## Given task
Search the listing below for the string "React" and copy every line where it occurs.

## Data block
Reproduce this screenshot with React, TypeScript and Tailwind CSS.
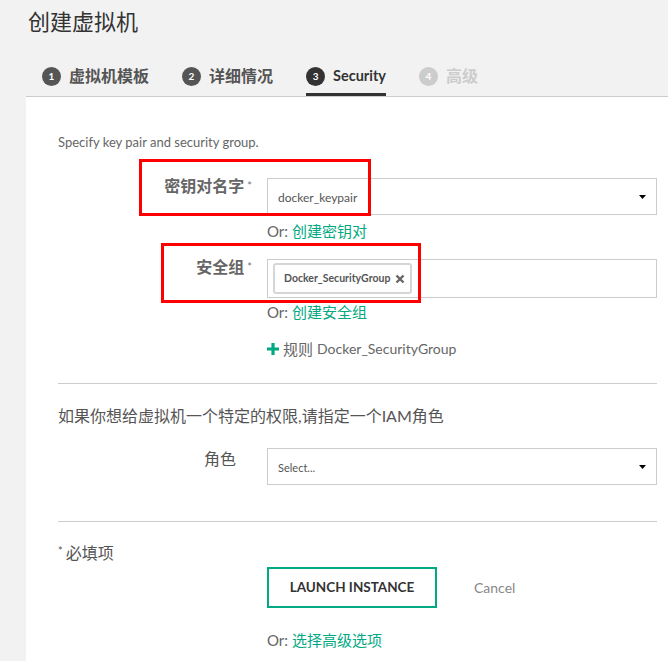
import React from 'react';

const font = { fontFamily: 'Lato, "Noto Sans CJK SC", sans-serif' };

const Caret = () => (
  <svg width="7" height="4" viewBox="0 0 7 4" className="absolute right-[10px] top-1/2 -translate-y-1/2">
    <path d="M0 0 H7 L3.5 4 Z" fill="#000" />
  </svg>
);

const Tab = ({ n, label, state }: { n: number; label: string; state: 'done' | 'active' | 'off' }) => {
  const circle = state === 'active' ? 'bg-[#333]' : state === 'done' ? 'bg-[#555]' : 'bg-[#ccc]';
  const text = state === 'active' ? 'text-[#333] text-[14.5px]' : state === 'done' ? 'text-[#555] text-[16px]' : 'text-[#ccc] text-[16px]';
  return (
    <div
      className={`flex h-[40px] items-center gap-[8px] ${state === 'active' ? 'border-b-[3px] border-[#333] pt-[3px]' : ''}`}
    >
      <span className={`flex h-[19px] w-[19px] items-center justify-center rounded-full text-[10px] font-bold text-white ${circle}`}>
        {n}
      </span>
      <span className={`font-bold ${text}`}>{label}</span>
    </div>
  );
};

const Label = ({ text, required }: { text: string; required?: boolean }) => (
  <div
    className={`flex justify-end text-[16px] leading-[16px] ${required ? 'font-bold text-[#666]' : 'font-normal text-[#555]'}`}
  >
    <span>{text}</span>
    {required ? (
      <span className="ml-[3px] pt-[2px] text-[11px] font-normal leading-[12px] text-[#777]">*</span>
    ) : (
      <span className="w-[16px]" />
    )}
  </div>
);

const OrLink = ({ link }: { link: string }) => (
  <div className="text-[15px] leading-[20px]">
    <span className="text-[#666]">Or: </span>
    <span className="text-[#01a982]">{link}</span>
  </div>
);

export default function App() {
  return (
    <div className="relative h-[661px] w-[668px] overflow-hidden bg-[#f2f2f2]" style={font}>
      <h1 className="pl-[28px] pt-[8px] text-[22px] font-normal leading-[28px] text-[#333]">创建虚拟机</h1>

      <div className="ml-[26px] mt-[20px] flex gap-[33px] border-b border-[#ccc] pl-[16px]">
        <Tab n={1} label="虚拟机模板" state="done" />
        <Tab n={2} label="详细情况" state="done" />
        <Tab n={3} label="Security" state="active" />
        <Tab n={4} label="高级" state="off" />
      </div>

      <div className="ml-[26px] bg-white pb-[40px] pl-[32px] pr-[11px] pt-[36px]">
        <p className="text-[13px] leading-[18px] text-[#666]">Specify key pair and security group.</p>

        <div className="mt-[27px] grid grid-cols-[194px_390px] gap-x-[15px]">
          <Label text="密钥对名字" required />
          <div>
            <div className="relative flex h-[37px] items-center border border-[#ccc] pl-[10px] pt-[3px] text-[12px] text-[#555]">
              docker_keypair
              <Caret />
            </div>
            <div className="mt-[6px]">
              <OrLink link="创建密钥对" />
            </div>
          </div>
        </div>

        <div className="mt-[18px] grid grid-cols-[194px_390px] gap-x-[15px]">
          <Label text="安全组" required />
          <div>
            <div className="flex h-[39px] items-start border border-[#ccc] pl-[5px] pt-[3px]">
              <span className="flex h-[31px] items-center gap-[5px] rounded-[3px] border-2 border-[#d6d6d6] pl-[9px] pr-[5px] text-[10.5px] font-bold text-[#555]">
                Docker_SecurityGroup
                <svg width="10" height="10" viewBox="0 0 10 10">
                  <path d="M1.5 1.5 L8.5 8.5 M8.5 1.5 L1.5 8.5" stroke="#666" strokeWidth="2.4" />
                </svg>
              </span>
            </div>
            <div className="mt-[4px]">
              <OrLink link="创建安全组" />
            </div>
            <div className="mt-[17px] flex items-center text-[15px] leading-[20px] text-[#666]">
              <svg width="12" height="12" viewBox="0 0 12 12" className="mr-[4px]">
                <path d="M6 0 V12 M0 6 H12" stroke="#01a982" strokeWidth="3.2" />
              </svg>
              <span>规则</span>
              <span className="ml-[4px] text-[14px]">Docker_SecurityGroup</span>
            </div>
          </div>
        </div>

        <div className="mt-[24px] border-t border-[#ccc]" />

        <p className="mt-[22px] text-[16px] leading-[20px] text-[#555]">如果你想给虚拟机一个特定的权限,请指定一个IAM角色</p>

        <div className="mt-[22px] grid grid-cols-[194px_390px] gap-x-[15px]">
          <div className="pt-[3px]">
            <Label text="角色" />
          </div>
          <div className="relative flex h-[37px] items-center border border-[#ccc] pl-[10px] pt-[3px] text-[11px] text-[#555]">
            Select...
            <Caret />
          </div>
        </div>

        <div className="mt-[36px] border-t border-[#ccc]" />

        <div className="mt-[21px] flex items-start text-[16px] leading-[20px] text-[#555]">
          <span className="mr-[3px] pt-[2px] text-[11px] leading-[12px]">*</span>
          <span>必填项</span>
        </div>

        <div className="ml-[209px] mt-[4px] flex items-center">
          <button className="h-[41px] w-[170px] border-2 border-[#01a982] text-[13.5px] font-bold text-[#333]">
            LAUNCH INSTANCE
          </button>
          <span className="ml-[37px] text-[14px] text-[#888]">Cancel</span>
        </div>

        <div className="ml-[209px] mt-[22px]">
          <OrLink link="选择高级选项" />
        </div>
      </div>

      <div className="pointer-events-none absolute left-[139px] top-[159px] h-[57px] w-[232px] border-[3px] border-[#ff0000]" />
      <div className="pointer-events-none absolute left-[161px] top-[243px] h-[60px] w-[260px] border-[3px] border-[#ff0000]" />
    </div>
  );
}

## Answer to the task
Reproduce this screenshot with React, TypeScript and Tailwind CSS.
import React from 'react';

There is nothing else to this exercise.